You say in the response that [14] is not a pCR prediction survey, but in this sentence you say the contrary. You should give more compelling reasons to show that the papers are different.

Response: We apologize for the error in the response. It is revised to make more compelling that our paper is different:

There are many review papers on using ML analysis of MRI data to predict pCR in breast cancer (see reviews [13, 14]) but most were of supervised ML, such as support vector machine, random forest, decision tree, extreme gradient boosting, Boosted tree, Bayesian methods, among others (see reviews [13, 14]). Supervised ML methods use extracted image features (i.e., tumor volume, diameter, radiomic features), that usually require expert radiologists to contour the tumors and/or identify features to train the ML algorithms. By contrast, reviews that focus on DL methods (such as CNN) in which whole breast MRI images are used without manual contouring or annotation of the tumor to predict pCR is limited [13-15].

We thus took on a review that focuses on DL (i.e., CNN) which allows whole-breast MRI images without annotation or tumor segmentation to predict pCR in breast cancer. Our review differed from prior related reviews in that we compared image types used (i.e., DCE or post contrast), whether pre-training, transfer learning or data augmentation was used, whether CNN models include molecular subtypes, multiple treatment time points, multi-institutional data, as well as whether saliency maps (heatmaps) were provided. We also compared performance metrics across different DL studies that predict pCR.

Reviewer 3 Report

The authors have addressed all of my points, thank you. 

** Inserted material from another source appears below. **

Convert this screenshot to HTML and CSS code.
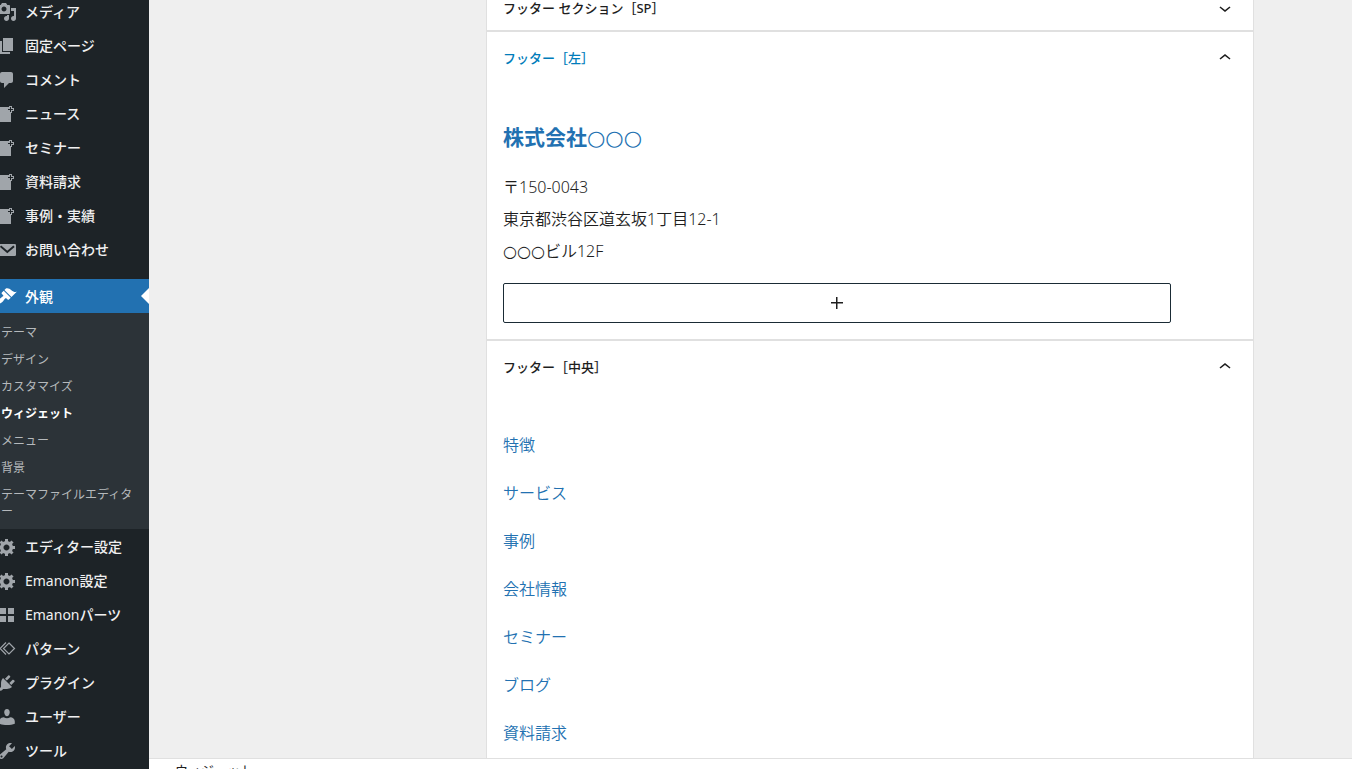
FILE: index.html
```html
<!DOCTYPE html>
<html lang="ja">
<head>
  <meta charset="UTF-8" />
  <meta name="viewport" content="width=device-width, initial-scale=1.0"/>
  <title>ウィジェット</title>
  <link rel="stylesheet" href="styles.css">
</head>
<body>
  <svg class="sprite" aria-hidden="true">
    <symbol id="i-page" viewBox="0 0 20 20"><path d="M17 7V4h-2V2h-3v1H3v15h11V9h1V7h2zm-1-2v1h-2v2h-1V6h-2V5h2V3h1v2h2z"/></symbol>
    <symbol id="i-gear" viewBox="0 0 20 20"><path d="M18 12h-2.18c-.17.7-.44 1.35-.81 1.93l1.54 1.54-2.1 2.1-1.54-1.54c-.58.36-1.23.63-1.91.79V19H8v-2.18c-.68-.16-1.33-.43-1.91-.79l-1.54 1.54-2.12-2.12 1.54-1.54c-.36-.58-.63-1.23-.79-1.91H1V9.03h2.17c.16-.7.44-1.35.8-1.94L2.43 5.55l2.1-2.1 1.54 1.54c.58-.37 1.24-.64 1.93-.81V2h3v2.18c.68.16 1.33.43 1.91.79l1.54-1.54 2.12 2.12-1.54 1.54c.36.59.64 1.24.8 1.94H18V12zm-8.5 1.5c1.66 0 3-1.34 3-3s-1.34-3-3-3-3 1.34-3 3 1.34 3 3 3z"/></symbol>
    <symbol id="i-up" viewBox="0 0 24 24"><path d="M6.5 12.4 12 8l5.5 4.4-.9 1.2L12 10l-4.5 3.6-1-1.2z"/></symbol>
    <symbol id="i-down" viewBox="0 0 24 24"><path d="M17.5 11.6 12 16l-5.5-4.4.9-1.2L12 14l4.5-3.6 1 1.2z"/></symbol>
  </svg>

  <div class="layout">
    <nav class="sidebar">
      <ul class="menu">
        <li><a href="#"><svg class="icon" viewBox="0 0 20 20"><path d="M13 11V4c0-.55-.45-1-1-1h-1.67L9 1H5L3.67 3H2c-.55 0-1 .45-1 1v7c0 .55.45 1 1 1h10c.55 0 1-.45 1-1zM7 4.5c1.38 0 2.5 1.12 2.5 2.5S8.38 9.5 7 9.5 4.5 8.38 4.5 7 5.62 4.5 7 4.5zM14 6h5v10.5c0 1.38-1.12 2.5-2.5 2.5S14 17.88 14 16.5s1.12-2.5 2.5-2.5c.17 0 .34.02.5.05V9h-3V6zm-4 8.05V13h2v3.5c0 1.38-1.12 2.5-2.5 2.5S7 17.88 7 16.5 8.12 14 9.5 14c.17 0 .34.02.5.05z"/></svg>メディア</a></li>
        <li><a href="#"><svg class="icon" viewBox="0 0 20 20"><path d="M6 15V2h10v13H6zm-1 1h8v2H3V5h2v11z"/></svg>固定ページ</a></li>
        <li><a href="#"><svg class="icon" viewBox="0 0 20 20"><path d="M5 2h9c1.1 0 2 .9 2 2v7c0 1.1-.9 2-2 2h-2l-5 5v-5H5c-1.1 0-2-.9-2-2V4c0-1.1.9-2 2-2z"/></svg>コメント</a></li>
        <li><a href="#"><svg class="icon"><use href="#i-page"/></svg>ニュース</a></li>
        <li><a href="#"><svg class="icon"><use href="#i-page"/></svg>セミナー</a></li>
        <li><a href="#"><svg class="icon"><use href="#i-page"/></svg>資料請求</a></li>
        <li><a href="#"><svg class="icon"><use href="#i-page"/></svg>事例・実績</a></li>
        <li><a href="#"><svg class="icon" viewBox="0 0 20 20"><rect x="1.5" y="4" width="17.5" height="12" rx="1.2"/><path class="cut" d="M3.5 6.2 10.3 12l6.7-5.8"/></svg>お問い合わせ</a></li>
        <li class="current">
          <a href="#"><svg class="icon" viewBox="0 0 20 20"><path d="M14.48 11.06L7.41 3.99l1.5-1.5c.5-.56 2.3-.47 3.51.32 1.21.8 1.43 1.28 2.91 2.1 1.18.64 2.45 1.26 4.45.85zm-.71.71L6.7 4.7 4.93 6.47c-.39.39-.39 1.02 0 1.41l1.06 1.06c.39.39.39 1.03 0 1.42-.6.6-1.43 1.11-2.21 1.69-.35.26-.7.53-1.01.84C1.43 14.23.4 16.08 1.4 17.07c.99 1 2.84-.03 4.18-1.36.31-.31.58-.66.85-1.02.57-.78 1.08-1.61 1.69-2.21.39-.39 1.02-.39 1.41 0l1.06 1.06c.39.39 1.02.39 1.41 0z"/></svg>外観</a>
          <ul class="submenu">
            <li><a href="#">テーマ</a></li>
            <li><a href="#">デザイン</a></li>
            <li><a href="#">カスタマイズ</a></li>
            <li><a href="#" class="selected">ウィジェット</a></li>
            <li><a href="#">メニュー</a></li>
            <li><a href="#">背景</a></li>
            <li><a href="#">テーマファイルエディター</a></li>
          </ul>
        </li>
        <li><a href="#"><svg class="icon"><use href="#i-gear"/></svg>エディター設定</a></li>
        <li><a href="#"><svg class="icon"><use href="#i-gear"/></svg><span><span class="latin">Emanon</span>設定</span></a></li>
        <li><a href="#"><svg class="icon" viewBox="0 0 20 20"><path d="M2 3h7v6H2zM11 3h6v6h-6zM2 11h7v6H2zM11 11h6v6h-6z"/></svg><span><span class="latin">Emanon</span>パーツ</span></a></li>
        <li><a href="#"><svg class="icon" viewBox="0 0 20 20"><path class="line" d="M12 4l5.5 5.5L12 15l-5.5-5.5zM9 3.5l-6 6 6 6"/></svg>パターン</a></li>
        <li><a href="#"><svg class="icon" viewBox="0 0 20 20"><path d="M13.11 4.36L9.87 7.6 8 5.73l3.24-3.24c.35-.34 1.05-.2 1.56.32.52.51.66 1.21.31 1.55zm-8 1.77l.91-1.12 9.01 9.01-1.19.84c-.71.71-2.63 1.16-3.82 1.16H6.14L4.9 17.26c-.59.59-1.54.59-2.12 0-.59-.58-.59-1.53 0-2.12l1.24-1.24v-3.88c0-1.13.4-3.19 1.09-3.89zm7.26 3.97l3.24-3.24c.34-.35 1.04-.21 1.55.31.52.51.66 1.21.31 1.55l-3.24 3.25z"/></svg>プラグイン</a></li>
        <li><a href="#"><svg class="icon" viewBox="0 0 20 20"><path d="M10 9.25c-2.27 0-2.73-3.44-2.73-3.44C7 4.02 7.82 2 9.97 2c2.16 0 2.98 2.02 2.71 3.81 0 0-.41 3.44-2.68 3.44zM6.8 10.3c1.9 1.3 4.5 1.3 6.4 0 2.6 0 4.6 2 4.6 4.2v2.2c-2 .9-4.8 1.4-7.8 1.4s-5.8-.5-7.8-1.4v-2.2c0-2.2 2-4.2 4.6-4.2z"/></svg>ユーザー</a></li>
        <li><a href="#"><svg class="icon" viewBox="0 0 20 20"><path d="M16.68 9.77c-1.34 1.34-3.3 1.67-4.95.99l-5.41 6.52c-.99.99-2.59.99-3.58 0s-.99-2.59 0-3.57l6.52-5.42c-.68-1.65-.35-3.61.99-4.95 1.28-1.28 3.12-1.62 4.72-1.06l-2.89 2.89 2.82 2.82 2.86-2.87c.53 1.58.18 3.39-1.08 4.65zM3.81 16.21c.4.39 1.04.39 1.43 0 .4-.4.4-1.04 0-1.43-.39-.4-1.03-.4-1.43 0-.39.39-.39 1.03 0 1.43z"/></svg>ツール</a></li>
      </ul>
    </nav>

    <div class="content">
      <main class="editor">
        <div class="areas">
          <section class="area">
            <button class="area-title closed" type="button">フッター セクション［SP］<svg class="chevron"><use href="#i-down"/></svg></button>
          </section>

          <section class="area">
            <button class="area-title active" type="button">フッター［左］<svg class="chevron"><use href="#i-up"/></svg></button>
            <div class="area-body">
              <h2><a href="#">株式会社<span class="circle">○○○</span></a></h2>
              <p>〒150-0043<br>東京都渋谷区道玄坂1丁目12-1<br><span class="circle">○○○</span>ビル12F</p>
              <button class="add-block" type="button" aria-label="ブロックを追加">
                <svg viewBox="0 0 24 24"><path d="M11 12.5V18h1.5v-5.5H18V11h-5.5V6H11v5H6v1.5z"/></svg>
              </button>
            </div>
          </section>

          <section class="area">
            <button class="area-title" type="button">フッター［中央］<svg class="chevron"><use href="#i-up"/></svg></button>
            <div class="area-body">
              <ul class="links">
                <li><a href="#">特徴</a></li>
                <li><a href="#">サービス</a></li>
                <li><a href="#">事例</a></li>
                <li><a href="#">会社情報</a></li>
                <li><a href="#">セミナー</a></li>
                <li><a href="#">ブログ</a></li>
                <li><a href="#">資料請求</a></li>
              </ul>
            </div>
          </section>
        </div>
      </main>
      <footer class="breadcrumb">ウィジェット</footer>
    </div>
  </div>
</body>
</html>
```
FILE: styles.css
```css
* {
  box-sizing: border-box;
}
body {
  margin: 0;
  font-family: "Noto Sans", "Noto Sans CJK JP", sans-serif;
  background: #efefef;
  color: #1e1e1e;
}
ul {
  list-style: none;
  margin: 0;
  padding: 0;
}
a {
  text-decoration: none;
}
.sprite {
  display: none;
}
.layout {
  display: flex;
  height: 100vh;
  overflow: hidden;
}

/* admin menu */
.sidebar {
  flex: none;
  width: 149px;
  background: #1d2327;
  overflow: hidden;
}
.menu {
  margin-top: -6px;
}
.menu > li > a {
  display: flex;
  align-items: center;
  gap: 8px;
  height: 34px;
  color: #f0f0f1;
  font-size: 14px;
  font-weight: 500;
  white-space: nowrap;
}
.latin {
  font-weight: 400;
}
.icon {
  flex: none;
  width: 20px;
  height: 20px;
  margin: 2px 0 0 -3px;
  fill: #a0a5aa;
}
.icon .cut {
  fill: none;
  stroke: #1d2327;
  stroke-width: 2;
}
.icon .line {
  fill: none;
  stroke: #a0a5aa;
  stroke-width: 1.2;
}
.menu .current {
  margin-top: 13px;
}
.menu > .current > a {
  position: relative;
  background: #2271b1;
  color: #fff;
}
.current > a .icon {
  margin-top: 0;
  fill: #fff;
}
.current > a::after {
  content: "";
  position: absolute;
  right: 0;
  top: 9px;
  border: 8px solid transparent;
  border-left: 0;
  border-right-color: #fff;
}
.submenu {
  padding: 6px 12px 4px 1px;
  background: #2c3338;
}
.submenu a {
  display: block;
  padding: 5px 0;
  color: #b5b9bc;
  font-size: 12px;
  line-height: 17px;
  word-break: break-all;
  line-break: anywhere;
}
.submenu .selected {
  color: #fff;
  font-weight: 700;
}

/* widget areas */
.content {
  flex: 1;
  display: flex;
  flex-direction: column;
  min-width: 0;
}
.editor {
  flex: 1;
  min-height: 0;
  padding: 0 98px 0 337px;
  overflow: hidden;
}
.areas {
  margin-top: -15px;
}
.area {
  background: #fff;
  border: 1px solid #e0e0e0;
}
.area-title {
  display: flex;
  align-items: center;
  justify-content: space-between;
  width: 100%;
  height: 52px;
  padding: 0 16px 2px;
  border: 0;
  background: none;
  color: #1e1e1e;
  font-family: inherit;
  font-size: 13px;
  font-weight: 500;
}
.area-title.closed {
  height: 44px;
}
.area-title.active {
  color: #007cba;
}
.chevron {
  width: 24px;
  height: 24px;
  margin-top: 2px;
  fill: #1e1e1e;
}
.area-body {
  padding: 28px 82px 16px 16px;
  font-size: 16px;
  font-weight: 350;
  line-height: 32px;
}
.area-body a {
  color: #2271b1;
}
.area-body h2 {
  margin: 0 0 9px;
  font-size: 21px;
  line-height: 50px;
}
.area-body p {
  margin: 0 0 16px;
}
.circle {
  font-family: "DejaVu Sans", sans-serif;
  font-weight: 400;
  line-height: 1;
}
.add-block {
  display: flex;
  align-items: center;
  justify-content: center;
  width: 100%;
  height: 40px;
  padding: 0;
  border: 1px solid #1a2b35;
  border-radius: 2px;
  background: #fff;
}
.add-block svg {
  width: 24px;
  height: 24px;
  fill: #1e1e1e;
}
.links li {
  line-height: 48px;
}

.breadcrumb {
  flex: none;
  height: 11px;
  padding-left: 26px;
  overflow: hidden;
  background: #fff;
  border-top: 1px solid #e0e0e0;
  font-size: 13px;
  line-height: 22px;
}
```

My only remaining concern is that Figure 2(B) is a bit hard to read. Please make the blocks and fonts within them bigger. Also "time point #1" and "time point #2" are a bit close together, so it's not obvious that they are labelling the blocks beneath them. Maybe abbreviate to t_1 and t_2 and explain these labels in the caption?

Author Response

 

My only remaining concern is that Figure 2(B) is a bit hard to read. Please make the blocks and fonts within them bigger. Also "time point #1" and "time point #2" are a bit close together, so it's not obvious that they are labelling the blocks beneath them. Maybe abbreviate to t_1 and t_2 and explain these labels in the caption?

 

Response: We apologize for the error. It is fixed.